Court challenges could come along two fronts. Opponents could sue to stop any loosening of the rules, possibly citing the EPA’s own finding that greenhouse gases threaten the climate. Also, California could sue if the EPA tries to take away its waiver.

The risk of a years-long legal battle is unsettling for carmakers, leaving them to decide how much to back away from efforts to develop and sell cleaner cars.

“If this doesn’t get resolved for a while, then that really creates a lot of uncertainty,” says David Gerard, a professor of economics at Lawrence University in Appleton, Wis. “If they had a choice between the current rules and not finding out for 10 years, they’d probably choose the current rules.”

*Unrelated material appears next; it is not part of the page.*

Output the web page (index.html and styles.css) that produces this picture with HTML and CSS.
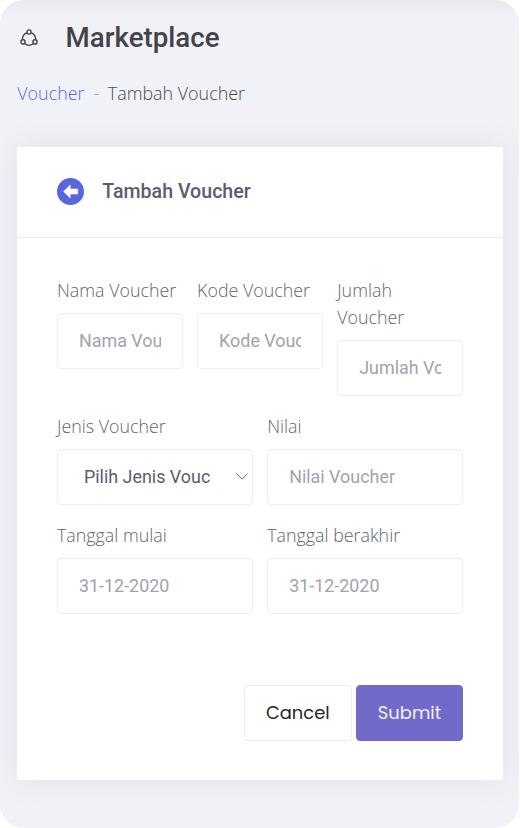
FILE: index.html
```html
<!DOCTYPE html>
<html lang="id">
<head>
<meta charset="utf-8">
<title>Marketplace</title>
<link rel="stylesheet" href="styles.css">
</head>
<body>
<main class="page">
  <header class="topbar">
    <svg class="network" viewBox="0 0 18 18" fill="none" stroke="currentColor" stroke-width="1.4">
      <circle cx="9" cy="3" r="2.1"/><circle cx="3" cy="12.9" r="2.1"/><circle cx="15" cy="12.9" r="2.1"/>
      <path d="M6.9 3.6Q2.2 5.6 2.4 10.8M11.1 3.6Q15.8 5.6 15.6 10.8M4.8 14.8Q9 18 13.2 14.8"/>
    </svg>
    <h1 class="title">Marketplace</h1>
  </header>
  <nav class="crumbs"><a class="crumb-link">Voucher</a><span class="dash">-</span><span>Tambah Voucher</span></nav>
  <section class="card">
    <div class="card-head">
      <svg class="back" viewBox="0 0 27 27"><circle cx="13.5" cy="13.5" r="13.5" fill="#5867dd"/><path d="M6.6 13.5L13.2 7V11H20.7V16H13.2V20Z" fill="#fff" stroke="#fff" stroke-width=".6" stroke-linejoin="round"/></svg>
      <h2 class="card-title">Tambah Voucher</h2>
    </div>
    <form class="form">
      <div class="row three">
        <label class="field"><span class="label">Nama Voucher</span><input class="input" placeholder="Nama Voucher"></label>
        <label class="field"><span class="label">Kode Voucher</span><input class="input" placeholder="Kode Voucher"></label>
        <label class="field"><span class="label">Jumlah Voucher</span><input class="input" placeholder="Jumlah Voucher"></label>
      </div>
      <div class="row two">
        <div class="field"><span class="label">Jenis Voucher</span>
          <div class="input select"><span class="value">Pilih Jenis Vouc</span><svg class="chevron" viewBox="0 0 12 7" fill="none" stroke="currentColor" stroke-width="1"><path d="M.5 .6L6 6.1L11.5 .6"/></svg></div>
        </div>
        <label class="field"><span class="label">Nilai</span><input class="input" placeholder="Nilai Voucher"></label>
      </div>
      <div class="row two">
        <label class="field"><span class="label">Tanggal mulai</span><input class="input" placeholder="31-12-2020"></label>
        <label class="field"><span class="label">Tanggal berakhir</span><input class="input" placeholder="31-12-2020"></label>
      </div>
      <div class="actions">
        <button class="btn cancel" type="button"><span>Cancel</span></button>
        <button class="btn submit" type="button"><span>Submit</span></button>
      </div>
    </form>
  </section>
</main>
</body>
</html>
```
FILE: styles.css
```css
* { box-sizing: border-box; }
body { margin: 0; background: #fff; font-family: Roboto, sans-serif; }
.page {
  width: 519px; height: 828px; padding: 18px 16.3px 0 17.3px; overflow: hidden;
  border-radius: 24px;
  background: linear-gradient(#e8e9ee, #f1f2f8 17px) #f1f2f8;
}
.topbar { display: flex; align-items: center; height: 40px; }
.network { width: 18px; height: 18px; margin-left: 2.7px; color: #434349; }
.title { margin: 0 0 0 27.6px; font-size: 27.7px; font-weight: 500; line-height: 40px; color: #434349; }
.crumbs {
  display: flex; height: 27px; margin-top: 22px;
  font: 300 17.9px/27px "Open Sans", sans-serif; color: #48494f;
}
.crumb-link { color: #5867dd; }
.dash { margin: 0 8.5px 0 9px; color: #959cb6; }
.card {
  height: 632.6px; margin-top: 40px; background: #fff;
  box-shadow: 0 0 30px 2px rgba(69, 65, 78, .08);
}
.card-head {
  display: flex; align-items: center; height: 91.3px; padding: 0 39.7px 1px;
  border-bottom: 1px solid #ebedf2;
}
.back { width: 27px; height: 27px; margin-top: -1px; }
.card-title { margin: 0 0 0 18.3px; font-size: 19.6px; font-weight: 500; color: #595d6e; }
.form { padding: 38.7px 39.4px 0 39.7px; }
.row { display: grid; gap: 14px; margin-bottom: 17.2px; }
.three { grid-template-columns: repeat(3, 1fr); }
.two { grid-template-columns: repeat(2, 1fr); }
.field { display: block; min-width: 0; }
.label {
  display: block; margin-bottom: 9.5px;
  font: 300 17.85px/27px "Open Sans", sans-serif; color: #646569;
}
.input {
  display: block; width: 100%; height: 55.3px; padding: 0 21px 1px;
  border: 1px solid #ebedf2; border-radius: 4px; background: #fff;
  font: 400 17.9px Roboto, sans-serif; color: #595d6e;
}
.input::placeholder { color: #a1a3ae; opacity: 1; }
.select { display: flex; align-items: center; justify-content: space-between; padding: 0 4.5px 1px 26px; }
.value { white-space: nowrap; }
.chevron { width: 12px; height: 7px; color: #68686d; }
.actions { display: flex; justify-content: flex-end; gap: 4px; margin-top: 71px; }
.btn {
  width: 108px; height: 56px; padding: 0 0 1px; border: 1px solid #ebedf2; border-radius: 4px;
  background: #fff; font: 400 17.9px Poppins, sans-serif; color: #212529;
}
.submit { width: 107.5px; border-color: #716aca; background: #716aca; color: #f3f2fb; }
```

Of course, the industry isn’t monolithic and thus strategies vary. Tesla is betting solely on the future of electric cars – but has been challenged in trying to ramp up production of its newest sedans. Toyota has met a good many of the emissions goals with its Prius hybrid strategy.

Some other major car companies are rushing out electric models simply to comply with federal rules, says Bruce Belzowski, managing director of the automotive Futures group of the University of Michigan Transportation Research Institute. Even Nissan, an early innovator with its all-electric Leaf, seems to have fallen back from cutting-edge innovation, he adds. “It makes you wonder about what their strategy is.”

The rise of self-driving cars throws an added wild card into the mix, says Mr. Cooke at the Union of Concerned Scientists in Washington. It’s not clear if it’ll reduce or expand the overall number of miles traveled – a distinction that matters a lot for total vehicle emissions.

It’s an example he says, of how fuel-economy rules are only one piece of a larger puzzle.

“The industry is global in nature at this point ... but so is the problem of climate change,” Cooke says.  And “we are a culture built around the automobile in large respects.”